Akan tetapi pada waktu itu mbah Busthom sudah meninggal jadi di lanjutkan oleh putra ke sepuluh mbah Busthom yang merupakan penerus Pondok Pesantrennya tersebut beliau bernama KH. Jamaluddin HB, beliau termasuk juga pengurus Nahdlatul Ulama Lampung dan juga merupakan Mursyid utama, pengurus idarotul wustho thoriqoh qodiriyyah naqsabandiyyah Yayasan Roudlotussholihin. Karena ada restu dari orang tua ayah saya ikut tindak mbah 'Asiq menuju Pondok dengan tidak membawa uang tunai sedikit pun hanya membawa beberapa helai baju untuk ganti baju nantinya. yang masuk daftar tanpa uang tunai pun beliau selalu di arahkan dari awal oleh sang Guru kesayangan beliau mbah 'Asiq tersebut Setelah sampai sana ayah saya di ajak untuk sowan ke ndalem setelah itu, Karena beliau termasuk keluarga yang kurang cukup selanjutnya untuk biayaanya beliau di bebaskan tanggungan di bantu oleh mbah 'Asiq, ayah di ajak untuk berkenalan dengan teman-teman yang lainnya di pondok itu di ajak ke sawah.
Ehhhhh....lucunya karena ayah berpakai rapih pas awal disana di kira itu juragan datang ingin survei sawah padahal karena di ajak berkenalan setelah itu di perkenalkan akhirnya saling mengenali...di samping itu ketika teman-temannya sekolah beliau bekerja sebagai bonusnya nanti bisa di gunakan untuk pembayaran-pembayaran mendadak nantinnya.
Dengan jangka yang begitu singkat berapa waktu kemudian ayah di suruh pulang oleh sang ibu yang juga merupakan nenek saya, akhirnya ayah sowan kepada mbah KH. Jamaluddin HB yang biasa di sebut dengan panggilan abah Jamal ini, beliau izin untuk pulang agar tetap selalu mendapat barokah dari abah Jamal.

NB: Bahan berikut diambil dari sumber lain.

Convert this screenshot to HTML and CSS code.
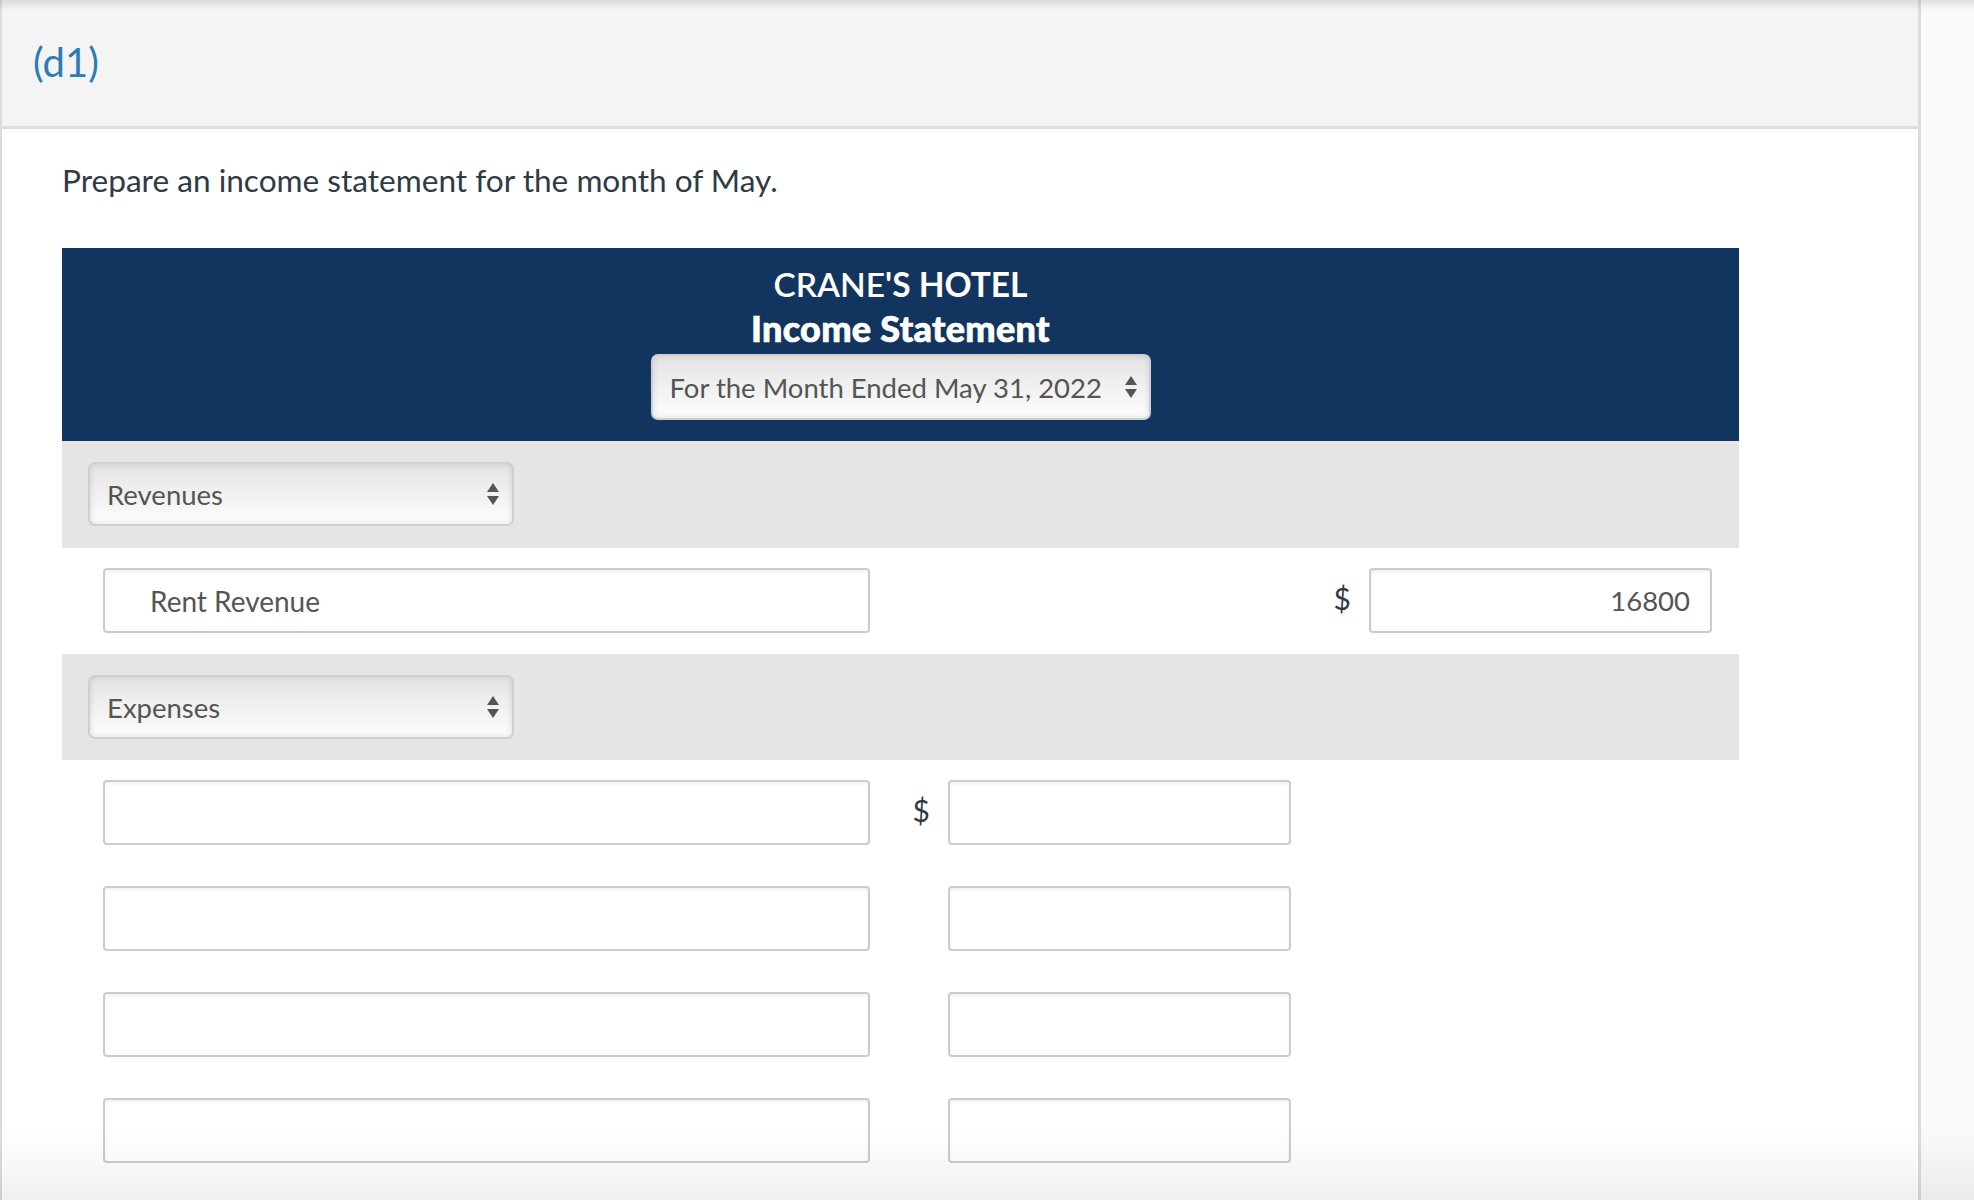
FILE: index.html
```html
<!DOCTYPE html>
<html lang="en">
<head>
<meta charset="utf-8">
<title>Income Statement</title>
<link rel="stylesheet" href="styles.css">
</head>
<body>
<div class="page">
  <main class="panel">
    <header class="part-head">
      <h2 class="part-label">(d1)</h2>
    </header>
    <section class="part-body">
      <p class="prompt">Prepare an income statement for the month of May.</p>
      <div class="statement">
        <div class="st-head">
          <div class="st-company"><span class="semi">CRANE</span>'S HOTEL</div>
          <div class="st-title">Income Statement</div>
          <div class="select select-date">
            <span>For the Month Ended May 31, 2022</span>
            <svg class="arrows" viewBox="0 0 12 22" width="12" height="22"><path d="M6 0 L12 9 L0 9 Z M0 13 L12 13 L6 22 Z" fill="#555"/></svg>
          </div>
        </div>
        <div class="band band-first">
          <div class="select select-sec">
            <span>Revenues</span>
            <svg class="arrows" viewBox="0 0 12 22" width="12" height="22"><path d="M6 0 L12 9 L0 9 Z M0 13 L12 13 L6 22 Z" fill="#555"/></svg>
          </div>
        </div>
        <div class="row">
          <input class="fld fld-label indent" type="text" value="Rent Revenue">
          <div class="cur"></div>
          <div class="spacer"></div>
          <div class="cur">$</div>
          <input class="fld fld-num" type="text" value="16800">
        </div>
        <div class="band">
          <div class="select select-sec">
            <span>Expenses</span>
            <svg class="arrows" viewBox="0 0 12 22" width="12" height="22"><path d="M6 0 L12 9 L0 9 Z M0 13 L12 13 L6 22 Z" fill="#555"/></svg>
          </div>
        </div>
        <div class="row">
          <input class="fld fld-label" type="text" value="">
          <div class="cur">$</div>
          <input class="fld fld-num" type="text" value="">
        </div>
        <div class="row">
          <input class="fld fld-label" type="text" value="">
          <div class="cur"></div>
          <input class="fld fld-num" type="text" value="">
        </div>
        <div class="row">
          <input class="fld fld-label" type="text" value="">
          <div class="cur"></div>
          <input class="fld fld-num" type="text" value="">
        </div>
        <div class="row">
          <input class="fld fld-label" type="text" value="">
          <div class="cur"></div>
          <input class="fld fld-num" type="text" value="">
        </div>
      </div>
    </section>
  </main>
  <aside class="side"></aside>
</div>
<div class="shade-top"></div>
<div class="shade-bottom"></div>
</body>
</html>
```
FILE: styles.css
```css
html, body {
  margin: 0;
  padding: 0;
}
body {
  font-family: Lato, "Open Sans", "Liberation Sans", sans-serif;
  background: #fafafa;
  color: #2e3a45;
  height: 1200px;
  overflow: hidden;
}
.page {
  display: flex;
  height: 1200px;
}
.panel {
  width: 1916px;
  background: #fff;
  border-left: 2px solid #dcdcdc;
  border-right: 3px solid #dcdcdc;
  flex: none;
}
.side {
  flex: 1;
  background: #fafafa;
}
.part-head {
  background: #f4f4f4;
  border-bottom: 3px solid #dedede;
  display: flex;
  align-items: center;
  padding-left: 31px;
  box-sizing: border-box;
  height: 129px;
}
.part-label {
  margin: 0;
  font-weight: 400;
  font-size: 40px;
  color: #2f7bb6;
  line-height: 1;
  padding-bottom: 2px;
}
.part-body {
  padding: 30px 0 0 60px;
}
.prompt {
  margin: 0 0 47px 0;
  font-size: 31.6px;
  line-height: 42px;
  color: #2e3a45;
}
.statement {
  width: 1677px;
}
.st-head {
  background: #12355f;
  height: 193px;
  display: flex;
  flex-direction: column;
  align-items: center;
  color: #fff;
  box-sizing: border-box;
  padding-top: 14px;
}
.st-company {
  font-size: 33.5px;
  font-weight: 700;
  line-height: 44px;
}
.st-company .semi {
  font-weight: 600;
}
.st-title {
  font-size: 36px;
  font-weight: 900;
  line-height: 44px;
  -webkit-text-stroke: 0.7px #fff;
  letter-spacing: 0.3px;
}
.select {
  display: flex;
  align-items: center;
  justify-content: space-between;
  box-sizing: border-box;
  border: 2px solid #cfcfcf;
  border-radius: 7px;
  background: linear-gradient(#e4e4e4, #f3f3f3 60%, #fdfdfd);
  box-shadow: inset 0 0 6px rgba(0,0,0,0.12);
  color: #555;
  font-size: 27.5px;
}
.select-date {
  margin-top: 4px;
  width: 500px;
  height: 66px;
  padding: 0 12px 0 17px;
}
.select-sec {
  width: 426px;
  height: 64px;
  padding: 0 13px 0 17px;
}
.arrows {
  flex: none;
}
.band {
  background: #e5e5e5;
  height: 106px;
  box-sizing: border-box;
  padding: 21px 0 0 26px;
}
.band-first {
  height: 107px;
}
.row {
  height: 106px;
  box-sizing: border-box;
  padding: 20px 0 0 41px;
  display: flex;
  align-items: flex-start;
}
.fld {
  box-sizing: border-box;
  height: 65px;
  border: 2px solid #cccccc;
  border-radius: 4px;
  background: #fff;
  box-shadow: inset 0 2px 3px rgba(0,0,0,0.06);
  font-family: Lato, "Open Sans", "Liberation Sans", sans-serif;
  font-size: 27.5px;
  color: #555;
  outline: none;
  margin: 0;
}
.fld-label {
  width: 767px;
  padding: 0 16px;
}
.fld-label.indent {
  padding-left: 45px;
  font-size: 28px;
}
.fld-num {
  width: 343px;
  text-align: right;
  padding: 0 20px;
}
.cur {
  width: 78px;
  height: 60px;
  box-sizing: border-box;
  padding-right: 18px;
  display: flex;
  align-items: center;
  justify-content: flex-end;
  font-size: 30px;
  color: #2e3a45;
}
.spacer {
  width: 343px;
}
.shade-top {
  position: fixed;
  left: 0;
  right: 0;
  top: 0;
  height: 10px;
  background: linear-gradient(rgba(0,0,0,0.1), rgba(0,0,0,0));
  pointer-events: none;
}
.shade-bottom {
  position: fixed;
  left: 0;
  right: 0;
  bottom: 0;
  height: 70px;
  background: linear-gradient(rgba(0,0,0,0), rgba(0,0,0,0.06));
  pointer-events: none;
}
```
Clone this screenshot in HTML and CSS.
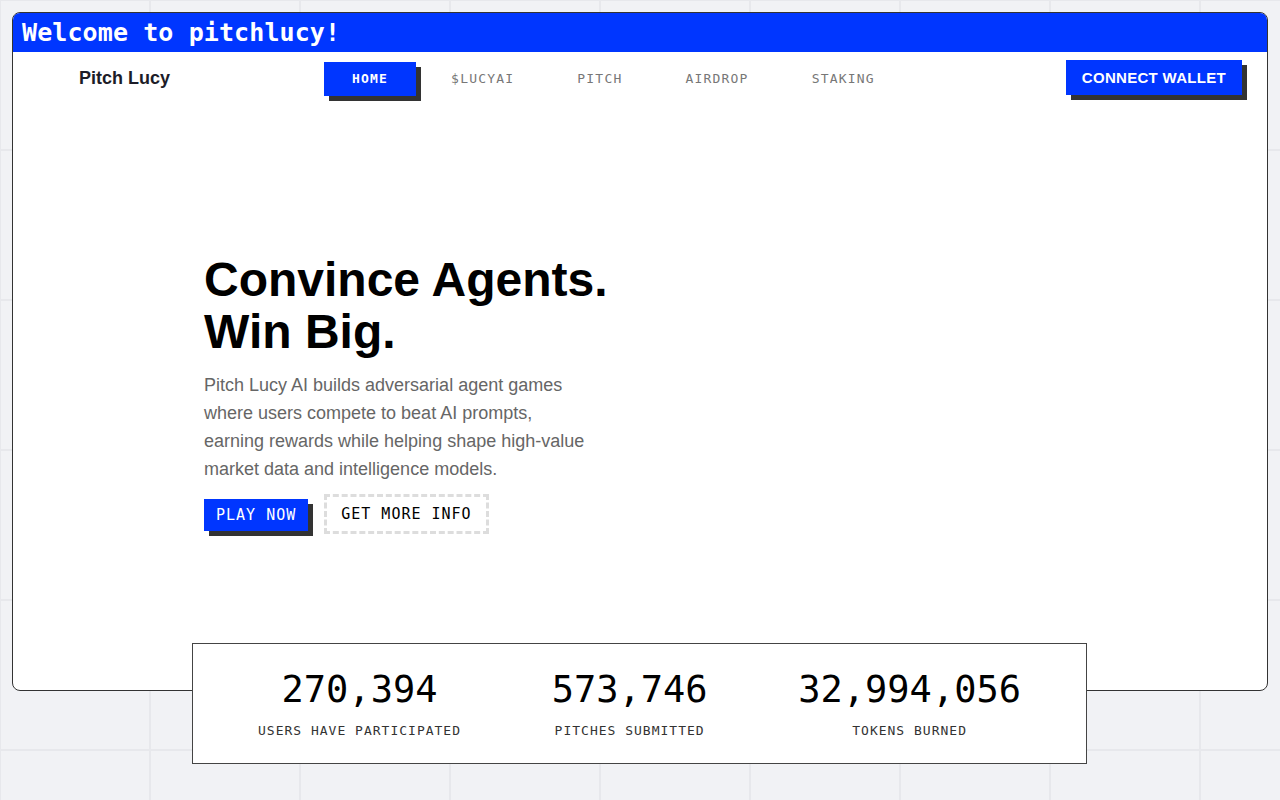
FILE: index.html
```html
<!DOCTYPE html>
<html>
<head>
    <title>Pitch Lucy</title>
    <link rel="stylesheet" href="styles.css">
</head>
<body>
    <div class="window">
        <div class="titlebar">Welcome to pitchlucy!</div>

        <nav class="nav">
            <a class="logo" href="#">Pitch Lucy</a>
            <ul class="links">
                <li class="active">HOME</li>
                <li>$LUCYAI</li>
                <li>PITCH</li>
                <li>AIRDROP</li>
                <li>STAKING</li>
            </ul>
            <button class="wallet">CONNECT WALLET</button>
        </nav>

        <section class="hero">
            <div class="hero-text">
                <h1>Convince Agents.<br>Win Big.</h1>
                <p>Pitch Lucy AI builds adversarial agent games where users compete to beat AI prompts, earning rewards while helping shape high-value market data and intelligence models.</p>
                <div class="actions">
                    <button class="btn-play">PLAY NOW</button>
                    <button class="btn-info">GET MORE INFO</button>
                </div>
            </div>
        </section>
    </div>

    <div class="stats">
        <div class="stat">
            <div class="stat-num">270,394</div>
            <div class="stat-label">USERS HAVE PARTICIPATED</div>
        </div>
        <div class="stat">
            <div class="stat-num">573,746</div>
            <div class="stat-label">PITCHES SUBMITTED</div>
        </div>
        <div class="stat">
            <div class="stat-num">32,994,056</div>
            <div class="stat-label">TOKENS BURNED</div>
        </div>
    </div>
</body>
</html>
```

FILE: styles.css
```css
body {
    margin: 0;
    padding: 12px;
    font-family: "Liberation Sans", Arial, sans-serif;
    background-color: #f1f2f5;
    background-image:
        linear-gradient(to right, #e7e8ec 2px, transparent 2px),
        linear-gradient(to bottom, #e7e8ec 2px, transparent 2px);
    background-size: 150px 150px;
    background-position: -1px -1px;
    height: 800px;
    box-sizing: border-box;
    overflow: hidden;
}

.window {
    height: 679px;
    box-sizing: border-box;
    background: #fff;
    border: 1px solid #333;
    border-radius: 8px;
    overflow: hidden;
    display: flex;
    flex-direction: column;
}

.titlebar {
    background: #0036ff;
    color: #fff;
    height: 39px;
    line-height: 39px;
    padding-left: 9px;
    font-family: "DejaVu Sans Mono", monospace;
    font-weight: bold;
    font-size: 25px;
    letter-spacing: 0.1px;
}

.nav {
    display: flex;
    align-items: flex-start;
    height: 46px;
    padding: 8px 20px 0 66px;
    box-sizing: border-box;
}

.logo {
    width: 245px;
    margin-top: 8px;
    font-size: 18px;
    font-weight: bold;
    color: #1c1c28;
    text-decoration: none;
}

.links {
    display: flex;
    gap: 7px;
    list-style: none;
    margin: 2px 0 0;
    padding: 0;
}

.links li {
    height: 34px;
    line-height: 34px;
    padding: 0 28px;
    font-family: "DejaVu Sans Mono", monospace;
    font-size: 13px;
    letter-spacing: 1.2px;
    color: #777;
}

.links li.active {
    background: #0036ff;
    color: #fff;
    font-weight: bold;
    box-shadow: 5px 5px 0 #333;
}

.wallet {
    margin-left: auto;
    height: 35px;
    padding: 0 16px;
    border: none;
    background: #0036ff;
    color: #fff;
    font-family: "Liberation Sans", Arial, sans-serif;
    font-weight: bold;
    font-size: 15px;
    letter-spacing: 0.3px;
    box-shadow: 5px 5px 0 #333;
    margin-right: 5px;
}

.hero {
    flex: 1;
    display: flex;
    align-items: center;
    padding-left: 191px;
}

.hero h1 {
    margin: 0;
    font-size: 48px;
    line-height: 52px;
    color: #000;
}

.hero p {
    margin: 13px 0 0;
    max-width: 390px;
    font-size: 18px;
    line-height: 28px;
    color: #666;
}

.actions {
    display: flex;
    align-items: center;
    gap: 16px;
    margin-top: 11px;
    height: 40px;
}

.btn-play {
    height: 32px;
    padding: 0 12px;
    border: none;
    background: #0036ff;
    color: #fff;
    font-family: "DejaVu Sans Mono", monospace;
    font-size: 15px;
    letter-spacing: 1px;
    box-shadow: 5px 5px 0 #333;
    margin-top: 2px;
}

.btn-info {
    height: 40px;
    padding: 0 14px;
    border: 3px dashed #ddd;
    background: #fff;
    color: #000;
    font-family: "DejaVu Sans Mono", monospace;
    font-size: 15px;
    letter-spacing: 1px;
}

.stats {
    position: relative;
    width: 895px;
    height: 121px;
    box-sizing: border-box;
    margin: -48px 0 0 180px;
    background: #fff;
    border: 1px solid #444;
    display: flex;
    justify-content: space-between;
    padding: 0 65px;
}

.stat {
    text-align: center;
    padding-top: 25px;
}

.stat-num {
    font-family: "DejaVu Sans Mono", monospace;
    font-size: 37px;
    line-height: 42px;
    color: #000;
}

.stat-label {
    margin-top: 12px;
    font-family: "DejaVu Sans Mono", monospace;
    font-size: 13px;
    letter-spacing: 1px;
    color: #333;
}
```
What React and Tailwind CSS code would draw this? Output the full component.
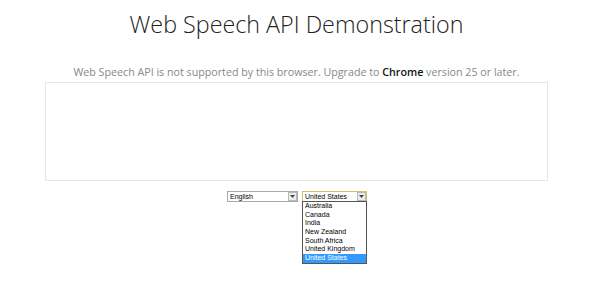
import React from "react";

function Arrow() {
  return (
    <div className="w-[9px] h-[9px] border border-[#b8b8b8] bg-[#ececec] flex items-center justify-center">
      <svg width="5" height="3" viewBox="0 0 5 3"><path d="M0 0H5L2.5 3Z" fill="#444" /></svg>
    </div>
  );
}

export default function App() {
  const items = ["Australia", "Canada", "India", "New Zealand", "South Africa", "United Kingdom", "United States"];
  return (
    <div className="w-[600px] h-[293px] bg-white relative" style={{ fontFamily: '"Open Sans", sans-serif' }}>
      <div className="w-[593px]">
        <h1 className="text-[23.3px] leading-[28px] font-light text-[#222] text-center pt-[10px]">
          Web Speech API Demonstration
        </h1>
        <p className="text-[10.7px] leading-[14px] text-[#888] text-center mt-[27px]">
          Web Speech API is not supported by this browser. Upgrade to <b className="font-semibold text-[#111]">Chrome</b> version 25 or later.
        </p>
        <div className="ml-[45px] w-[503px] h-[99px] border border-[#e6e6e6] mt-[3px]"></div>
        <div className="flex ml-[227px] mt-[10px] gap-[4px]" style={{ fontFamily: '"Liberation Sans", Arial, sans-serif' }}>
          <div className="w-[71px] h-[11px] border border-[#a9a9a9] flex items-center justify-between pl-[2px] text-[7px] leading-none text-black">
            <span>English</span>
            <Arrow />
          </div>
          <div className="relative">
            <div className="w-[65px] h-[11px] border border-[#d9b96a] flex items-center justify-between pl-[2px] text-[7px] leading-none text-black">
              <span>United States</span>
              <Arrow />
            </div>
            <div className="absolute left-0 top-[10px] w-[65px] border border-[#555] bg-white">
              {items.map((it, i) => (
                <div
                  key={it}
                  className={`h-[8.7px] text-[7px] leading-[8.7px] pl-[2px] ${i === items.length - 1 ? "bg-[#3399ff] text-white" : "text-black"}`}
                >
                  {it}
                </div>
              ))}
            </div>
          </div>
        </div>
      </div>
    </div>
  );
}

Ternyata karena sosok beliau merupakan sosok yang bertanggung jawab atas kehidupan perekonomian di keluargannya dari satu dan dua kali beliau di izini pulang untuk yang terakhir kalinya ini niat ayah untuk sowan pamit pulang yang biasanya santri sebut itu boyongan sebelum ayah pamit pulang yang ke tiga kalinnya beliau sempat bermimpi bertemu dengan seseorang yang memberi tiga buah kelapa ternyata dari mimpinnya tersebut bisa di artikan bahwa beliau hanya bertahan dalam jangka tiga bulan di pondok pesantren.